RE: [Off-topic] A question about opera scores
> -Original Message- > From: Lukas-Fabian Moser [mailto:lukasfabianmo...@googlemail.com] On > Behalf Of Lukas-Fabian Moser > Sent: Thursday, April 02, 2020 1:15 PM > To: Daniel Rosen ; lilypond-user Mailing List (lilypond- > u...@gnu.org) > Subject: Re: [Off-topic] A question about opera scores > > Hi Daniel, > > The opera conductors I asked agree that they prefer the vocal parts above > the strings. > > Best > Lukas Thanks so much for asking them on my behalf!

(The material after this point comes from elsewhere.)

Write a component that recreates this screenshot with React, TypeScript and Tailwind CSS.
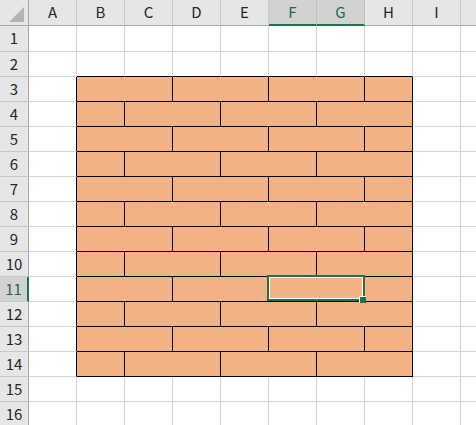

DR
Re: [Off-topic] A question about opera scores
Hi Daniel, Am 31.03.20 um 01:58 schrieb Daniel Rosen: I just sent the following question in an email to my local orchestra's[1] music director[2]-he has a side gig with a small opera company a few towns over[3] :-) I am in the midst of engraving a full opera score, and my question is this: do you as a conductor prefer to see the vocal parts above the strings, or within the strings (between the violas and cellos)? Elaine Gould's Behind Bars (generally accepted as the definitive reference work on music notation) prescribes the former for mixed-forces works in general, but is silent about opera scores specifically; and most of the random sampling of scores that I've looked at on IMSLP have the latter. The opera conductors I asked agree that they prefer the vocal parts above the strings. Best Lukas
Re: [Off-topic] A question about opera scores
On 3/30/20, Daniel Rosen wrote: >> do you as a conductor >> prefer to see the vocal parts above the strings, >> or within the strings >> (between the violas and >> cellos)? Greetings, I personally always put the vocal parts above the strings. IMO the only case where it’s still making any sense to mix them in between the cellos and violas, is when you have bass figures just below the cello line (and likely no separate staff for double bass). At least one conductor thanked me for printing the score that way. (but, YMMV :-) Cheers, V.